Direction -
Skip the pictures. Copy all the rest of the records down exactly.

.....

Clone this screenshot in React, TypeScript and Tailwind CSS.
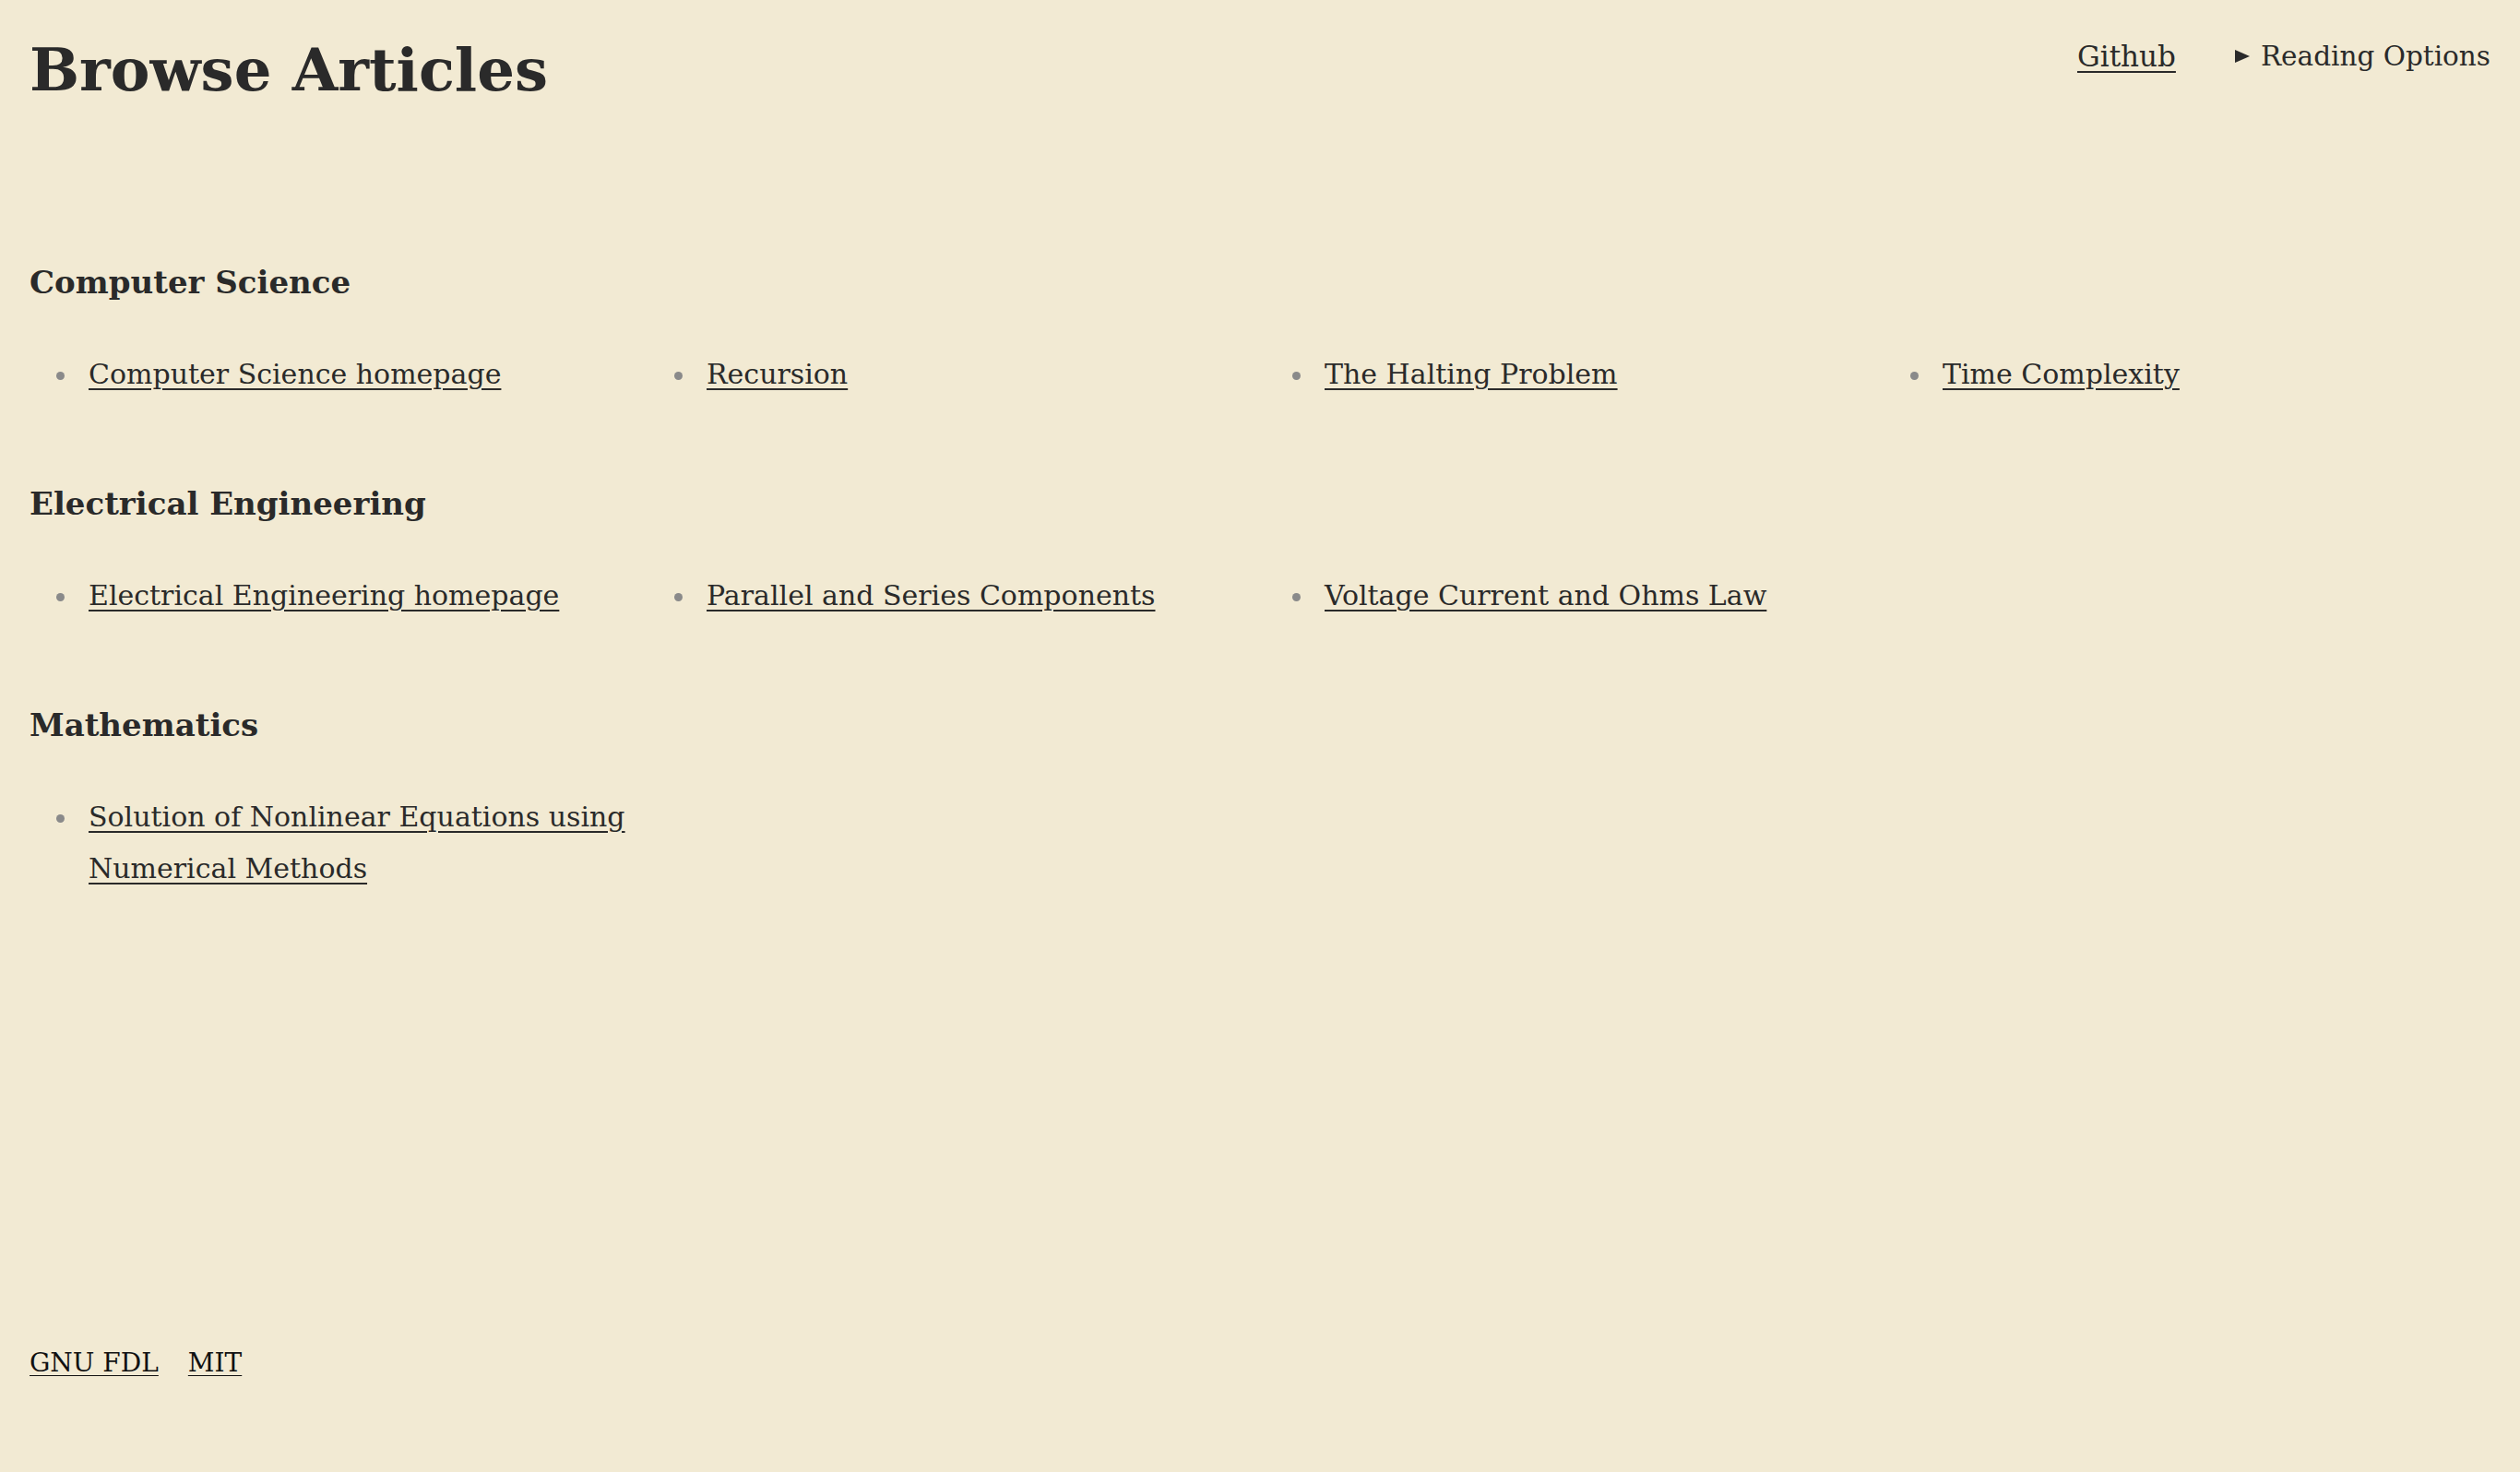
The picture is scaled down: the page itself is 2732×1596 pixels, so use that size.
const sections = [
  {
    title: 'Computer Science',
    links: ['Computer Science homepage', 'Recursion', 'The Halting Problem', 'Time Complexity']
  },
  {
    title: 'Electrical Engineering',
    links: ['Electrical Engineering homepage', 'Parallel and Series Components', 'Voltage Current and Ohms Law']
  },
  {
    title: 'Mathematics',
    links: ['Solution of Nonlinear Equations using Numerical Methods']
  }
];

export default function App() {
  return (
    <div className="min-h-screen flex flex-col bg-[#f2ead3] text-[#2a2a2a] font-['DejaVu_Serif',serif]">
      <header className="flex justify-between items-start px-8 pt-[38px]">
        <h1 className="text-[64px] leading-[1.2] font-bold">Browse Articles</h1>
        <nav className="flex items-center gap-[64px] leading-[1.5]">
          <a href="#" className="text-[31px] underline decoration-[2px] underline-offset-[5px]">Github</a>
          <div className="flex items-center gap-[12px] text-[29.5px]">
            <svg width="16" height="14" viewBox="0 0 16 14" className="fill-[#2a2a2a]">
              <path d="M0 0 L16 7 L0 14 Z" />
            </svg>
            <span>Reading Options</span>
          </div>
        </nav>
      </header>

      <main className="px-8 pt-[166px] flex flex-col gap-[87px]">
        {sections.map((section) => (
          <section key={section.title} className="flex flex-col gap-[46px]">
            <h2 className="text-[34px] leading-[1.5] font-bold">{section.title}</h2>
            <ul className="list-disc pl-[54px] grid grid-cols-4 gap-x-[66px] marker:text-[#8a8a8a]">
              {section.links.map((link) => (
                <li key={link} className="pl-[10px] text-[30px] leading-[56px]">
                  <a href="#" className="underline decoration-[2px] underline-offset-[5px]">{link}</a>
                </li>
              ))}
            </ul>
          </section>
        ))}
      </main>

      <footer className="mt-auto px-8 pb-[97px] flex gap-8 text-[28px] leading-[1.5] text-[#111]">
        <a href="#" className="underline decoration-[1px] underline-offset-[4px]">GNU FDL</a>
        <a href="#" className="underline decoration-[1px] underline-offset-[4px]">MIT</a>
      </footer>
    </div>
  );
}
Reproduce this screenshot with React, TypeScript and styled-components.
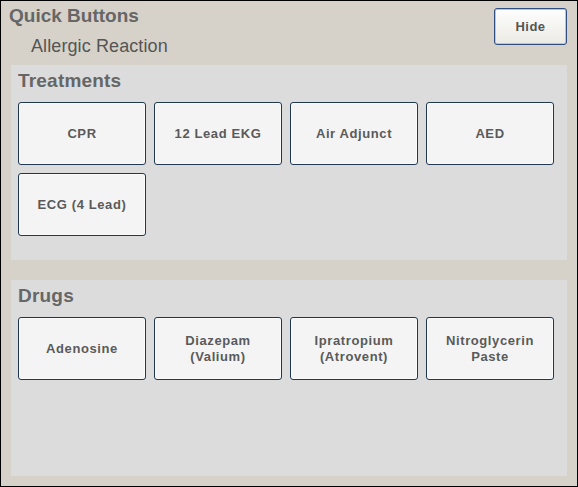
import React from "react";
import styled, { createGlobalStyle } from "styled-components";

const Global = createGlobalStyle`
  html, body { margin: 0; padding: 0; background: #d6d2ca; }
  * { box-sizing: border-box; }
`;

const Window = styled.div`
  width: 578px;
  height: 487px;
  border: 1px solid #000;
  background: #d6d2ca;
  display: flex;
  flex-direction: column;
  font-family: "Liberation Sans", Arial, sans-serif;
`;

const Header = styled.div`
  display: flex;
  justify-content: space-between;
  align-items: flex-start;
  padding: 4px 10px 0 8px;
  height: 64px;
`;

const TitleBlock = styled.div`
  display: flex;
  flex-direction: column;
`;

const Title = styled.div`
  font-size: 19px;
  font-weight: bold;
  line-height: 22px;
  color: #666;
`;

const Subtitle = styled.div`
  font-size: 18px;
  line-height: 20px;
  letter-spacing: 0.1px;
  color: #555;
  margin-top: 9px;
  padding-left: 22px;
`;

const HideButton = styled.button`
  margin-top: 3px;
  width: 73px;
  height: 37px;
  border: 1px solid #2f4f82;
  border-radius: 3px;
  box-shadow: inset 0 0 0 1px #b3c5e6;
  background: linear-gradient(#fefefe, #ebeae4);
  font-family: "Liberation Sans", Arial, sans-serif;
  font-size: 13px;
  font-weight: bold;
  letter-spacing: 0.5px;
  color: #555;
  padding: 0;
`;

const Panel = styled.section<{ $height: number; $gap: number }>`
  margin: ${(p) => p.$gap}px 10px 0 10px;
  height: ${(p) => p.$height}px;
  background: #dcdcdc;
  padding: 5px 13px 0 7px;
`;

const PanelTitle = styled.div`
  font-size: 19px;
  font-weight: bold;
  line-height: 22px;
  letter-spacing: 0.2px;
  color: #666;
  margin-bottom: 10px;
`;

const Grid = styled.div`
  display: grid;
  grid-template-columns: repeat(4, 128px);
  grid-auto-rows: 63px;
  gap: 8px;
`;

const QuickButton = styled.button`
  border: 1px solid #1f3753;
  border-radius: 3px;
  background: #f4f4f4;
  box-shadow: inset 0 0 0 1px #fbfbfb;
  font-family: "Liberation Sans", Arial, sans-serif;
  font-size: 13px;
  font-weight: bold;
  letter-spacing: 0.6px;
  line-height: 16px;
  color: #5a5a5a;
  padding: 0 4px;
  white-space: pre-line;
`;

const treatments = ["CPR", "12 Lead EKG", "Air Adjunct", "AED", "ECG (4 Lead)"];
const drugs = ["Adenosine", "Diazepam\n(Valium)", "Ipratropium\n(Atrovent)", "Nitroglycerin\nPaste"];

export default function App() {
  return (
    <>
      <Global />
      <Window>
        <Header>
          <TitleBlock>
            <Title>Quick Buttons</Title>
            <Subtitle>Allergic Reaction</Subtitle>
          </TitleBlock>
          <HideButton>Hide</HideButton>
        </Header>
        <Panel $height={195} $gap={0}>
          <PanelTitle>Treatments</PanelTitle>
          <Grid>
            {treatments.map((t) => (
              <QuickButton key={t}>{t}</QuickButton>
            ))}
          </Grid>
        </Panel>
        <Panel $height={196} $gap={20}>
          <PanelTitle>Drugs</PanelTitle>
          <Grid>
            {drugs.map((t) => (
              <QuickButton key={t}>{t}</QuickButton>
            ))}
          </Grid>
        </Panel>
      </Window>
    </>
  );
}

.....

Final result -
Clone this screenshot in React, TypeScript and Tailwind CSS.
The picture is scaled down: the page itself is 2732×1596 pixels, so use that size.
const sections = [
  {
    title: 'Computer Science',
    links: ['Computer Science homepage', 'Recursion', 'The Halting Problem', 'Time Complexity']
  },
  {
    title: 'Electrical Engineering',
    links: ['Electrical Engineering homepage', 'Parallel and Series Components', 'Voltage Current and Ohms Law']
  },
  {
    title: 'Mathematics',
    links: ['Solution of Nonlinear Equations using Numerical Methods']
  }
];

export default function App() {
  return (
    <div className="min-h-screen flex flex-col bg-[#f2ead3] text-[#2a2a2a] font-['DejaVu_Serif',serif]">
      <header className="flex justify-between items-start px-8 pt-[38px]">
        <h1 className="text-[64px] leading-[1.2] font-bold">Browse Articles</h1>
        <nav className="flex items-center gap-[64px] leading-[1.5]">
          <a href="#" className="text-[31px] underline decoration-[2px] underline-offset-[5px]">Github</a>
          <div className="flex items-center gap-[12px] text-[29.5px]">
            <svg width="16" height="14" viewBox="0 0 16 14" className="fill-[#2a2a2a]">
              <path d="M0 0 L16 7 L0 14 Z" />
            </svg>
            <span>Reading Options</span>
          </div>
        </nav>
      </header>

      <main className="px-8 pt-[166px] flex flex-col gap-[87px]">
        {sections.map((section) => (
          <section key={section.title} className="flex flex-col gap-[46px]">
            <h2 className="text-[34px] leading-[1.5] font-bold">{section.title}</h2>
            <ul className="list-disc pl-[54px] grid grid-cols-4 gap-x-[66px] marker:text-[#8a8a8a]">
              {section.links.map((link) => (
                <li key={link} className="pl-[10px] text-[30px] leading-[56px]">
                  <a href="#" className="underline decoration-[2px] underline-offset-[5px]">{link}</a>
                </li>
              ))}
            </ul>
          </section>
        ))}
      </main>

      <footer className="mt-auto px-8 pb-[97px] flex gap-8 text-[28px] leading-[1.5] text-[#111]">
        <a href="#" className="underline decoration-[1px] underline-offset-[4px]">GNU FDL</a>
        <a href="#" className="underline decoration-[1px] underline-offset-[4px]">MIT</a>
      </footer>
    </div>
  );
}
Reproduce this screenshot with React, TypeScript and styled-components.
import React from "react";
import styled, { createGlobalStyle } from "styled-components";

const Global = createGlobalStyle`
  html, body { margin: 0; padding: 0; background: #d6d2ca; }
  * { box-sizing: border-box; }
`;

const Window = styled.div`
  width: 578px;
  height: 487px;
  border: 1px solid #000;
  background: #d6d2ca;
  display: flex;
  flex-direction: column;
  font-family: "Liberation Sans", Arial, sans-serif;
`;

const Header = styled.div`
  display: flex;
  justify-content: space-between;
  align-items: flex-start;
  padding: 4px 10px 0 8px;
  height: 64px;
`;

const TitleBlock = styled.div`
  display: flex;
  flex-direction: column;
`;

const Title = styled.div`
  font-size: 19px;
  font-weight: bold;
  line-height: 22px;
  color: #666;
`;

const Subtitle = styled.div`
  font-size: 18px;
  line-height: 20px;
  letter-spacing: 0.1px;
  color: #555;
  margin-top: 9px;
  padding-left: 22px;
`;

const HideButton = styled.button`
  margin-top: 3px;
  width: 73px;
  height: 37px;
  border: 1px solid #2f4f82;
  border-radius: 3px;
  box-shadow: inset 0 0 0 1px #b3c5e6;
  background: linear-gradient(#fefefe, #ebeae4);
  font-family: "Liberation Sans", Arial, sans-serif;
  font-size: 13px;
  font-weight: bold;
  letter-spacing: 0.5px;
  color: #555;
  padding: 0;
`;

const Panel = styled.section<{ $height: number; $gap: number }>`
  margin: ${(p) => p.$gap}px 10px 0 10px;
  height: ${(p) => p.$height}px;
  background: #dcdcdc;
  padding: 5px 13px 0 7px;
`;

const PanelTitle = styled.div`
  font-size: 19px;
  font-weight: bold;
  line-height: 22px;
  letter-spacing: 0.2px;
  color: #666;
  margin-bottom: 10px;
`;

const Grid = styled.div`
  display: grid;
  grid-template-columns: repeat(4, 128px);
  grid-auto-rows: 63px;
  gap: 8px;
`;

const QuickButton = styled.button`
  border: 1px solid #1f3753;
  border-radius: 3px;
  background: #f4f4f4;
  box-shadow: inset 0 0 0 1px #fbfbfb;
  font-family: "Liberation Sans", Arial, sans-serif;
  font-size: 13px;
  font-weight: bold;
  letter-spacing: 0.6px;
  line-height: 16px;
  color: #5a5a5a;
  padding: 0 4px;
  white-space: pre-line;
`;

const treatments = ["CPR", "12 Lead EKG", "Air Adjunct", "AED", "ECG (4 Lead)"];
const drugs = ["Adenosine", "Diazepam\n(Valium)", "Ipratropium\n(Atrovent)", "Nitroglycerin\nPaste"];

export default function App() {
  return (
    <>
      <Global />
      <Window>
        <Header>
          <TitleBlock>
            <Title>Quick Buttons</Title>
            <Subtitle>Allergic Reaction</Subtitle>
          </TitleBlock>
          <HideButton>Hide</HideButton>
        </Header>
        <Panel $height={195} $gap={0}>
          <PanelTitle>Treatments</PanelTitle>
          <Grid>
            {treatments.map((t) => (
              <QuickButton key={t}>{t}</QuickButton>
            ))}
          </Grid>
        </Panel>
        <Panel $height={196} $gap={20}>
          <PanelTitle>Drugs</PanelTitle>
          <Grid>
            {drugs.map((t) => (
              <QuickButton key={t}>{t}</QuickButton>
            ))}
          </Grid>
        </Panel>
      </Window>
    </>
  );
}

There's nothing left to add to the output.